**TASK INSTRUCTIONS:**
Repeat the listing word for word. No pictures belong in the copy.

**DATASET EXCERPT:**
▼

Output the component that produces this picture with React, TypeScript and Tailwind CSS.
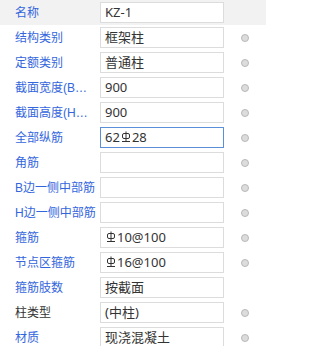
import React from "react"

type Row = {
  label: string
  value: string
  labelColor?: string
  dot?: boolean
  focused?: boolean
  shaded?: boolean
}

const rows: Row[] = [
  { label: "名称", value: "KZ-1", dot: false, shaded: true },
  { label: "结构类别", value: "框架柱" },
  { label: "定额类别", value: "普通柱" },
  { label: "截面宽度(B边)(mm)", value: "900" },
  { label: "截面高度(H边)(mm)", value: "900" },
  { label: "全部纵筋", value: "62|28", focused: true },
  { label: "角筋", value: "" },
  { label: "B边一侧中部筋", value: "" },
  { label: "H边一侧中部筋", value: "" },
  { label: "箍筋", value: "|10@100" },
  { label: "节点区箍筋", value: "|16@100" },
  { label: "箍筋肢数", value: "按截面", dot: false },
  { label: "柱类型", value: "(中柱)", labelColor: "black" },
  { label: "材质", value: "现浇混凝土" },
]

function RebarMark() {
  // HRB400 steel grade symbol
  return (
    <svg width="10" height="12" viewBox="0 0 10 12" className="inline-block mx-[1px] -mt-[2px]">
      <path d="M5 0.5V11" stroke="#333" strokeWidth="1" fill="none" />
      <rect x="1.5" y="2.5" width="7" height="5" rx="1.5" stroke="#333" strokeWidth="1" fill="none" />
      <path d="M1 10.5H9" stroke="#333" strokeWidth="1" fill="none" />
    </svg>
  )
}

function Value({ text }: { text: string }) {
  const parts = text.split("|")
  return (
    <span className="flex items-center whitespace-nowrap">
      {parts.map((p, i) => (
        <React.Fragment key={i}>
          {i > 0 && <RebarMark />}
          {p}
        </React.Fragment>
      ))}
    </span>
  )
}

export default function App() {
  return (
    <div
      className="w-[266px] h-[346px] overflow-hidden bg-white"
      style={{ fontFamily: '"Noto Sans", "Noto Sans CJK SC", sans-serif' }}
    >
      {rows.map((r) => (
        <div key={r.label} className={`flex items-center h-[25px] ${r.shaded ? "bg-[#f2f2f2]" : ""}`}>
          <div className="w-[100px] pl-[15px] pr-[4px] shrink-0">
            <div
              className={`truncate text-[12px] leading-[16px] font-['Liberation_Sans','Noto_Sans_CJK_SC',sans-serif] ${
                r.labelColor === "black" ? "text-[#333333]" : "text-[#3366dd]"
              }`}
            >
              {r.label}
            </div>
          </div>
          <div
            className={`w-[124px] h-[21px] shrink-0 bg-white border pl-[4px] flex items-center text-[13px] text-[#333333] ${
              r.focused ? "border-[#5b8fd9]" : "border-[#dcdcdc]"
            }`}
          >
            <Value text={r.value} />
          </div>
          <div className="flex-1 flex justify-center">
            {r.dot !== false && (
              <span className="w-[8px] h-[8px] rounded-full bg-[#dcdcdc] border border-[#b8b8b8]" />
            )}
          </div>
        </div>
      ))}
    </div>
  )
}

▲

**ANSWER IN FULL:**
Output the component that produces this picture with React, TypeScript and Tailwind CSS.
import React from "react"

type Row = {
  label: string
  value: string
  labelColor?: string
  dot?: boolean
  focused?: boolean
  shaded?: boolean
}

const rows: Row[] = [
  { label: "名称", value: "KZ-1", dot: false, shaded: true },
  { label: "结构类别", value: "框架柱" },
  { label: "定额类别", value: "普通柱" },
  { label: "截面宽度(B边)(mm)", value: "900" },
  { label: "截面高度(H边)(mm)", value: "900" },
  { label: "全部纵筋", value: "62|28", focused: true },
  { label: "角筋", value: "" },
  { label: "B边一侧中部筋", value: "" },
  { label: "H边一侧中部筋", value: "" },
  { label: "箍筋", value: "|10@100" },
  { label: "节点区箍筋", value: "|16@100" },
  { label: "箍筋肢数", value: "按截面", dot: false },
  { label: "柱类型", value: "(中柱)", labelColor: "black" },
  { label: "材质", value: "现浇混凝土" },
]

function RebarMark() {
  // HRB400 steel grade symbol
  return (
    <svg width="10" height="12" viewBox="0 0 10 12" className="inline-block mx-[1px] -mt-[2px]">
      <path d="M5 0.5V11" stroke="#333" strokeWidth="1" fill="none" />
      <rect x="1.5" y="2.5" width="7" height="5" rx="1.5" stroke="#333" strokeWidth="1" fill="none" />
      <path d="M1 10.5H9" stroke="#333" strokeWidth="1" fill="none" />
    </svg>
  )
}

function Value({ text }: { text: string }) {
  const parts = text.split("|")
  return (
    <span className="flex items-center whitespace-nowrap">
      {parts.map((p, i) => (
        <React.Fragment key={i}>
          {i > 0 && <RebarMark />}
          {p}
        </React.Fragment>
      ))}
    </span>
  )
}

export default function App() {
  return (
    <div
      className="w-[266px] h-[346px] overflow-hidden bg-white"
      style={{ fontFamily: '"Noto Sans", "Noto Sans CJK SC", sans-serif' }}
    >
      {rows.map((r) => (
        <div key={r.label} className={`flex items-center h-[25px] ${r.shaded ? "bg-[#f2f2f2]" : ""}`}>
          <div className="w-[100px] pl-[15px] pr-[4px] shrink-0">
            <div
              className={`truncate text-[12px] leading-[16px] font-['Liberation_Sans','Noto_Sans_CJK_SC',sans-serif] ${
                r.labelColor === "black" ? "text-[#333333]" : "text-[#3366dd]"
              }`}
            >
              {r.label}
            </div>
          </div>
          <div
            className={`w-[124px] h-[21px] shrink-0 bg-white border pl-[4px] flex items-center text-[13px] text-[#333333] ${
              r.focused ? "border-[#5b8fd9]" : "border-[#dcdcdc]"
            }`}
          >
            <Value text={r.value} />
          </div>
          <div className="flex-1 flex justify-center">
            {r.dot !== false && (
              <span className="w-[8px] h-[8px] rounded-full bg-[#dcdcdc] border border-[#b8b8b8]" />
            )}
          </div>
        </div>
      ))}
    </div>
  )
}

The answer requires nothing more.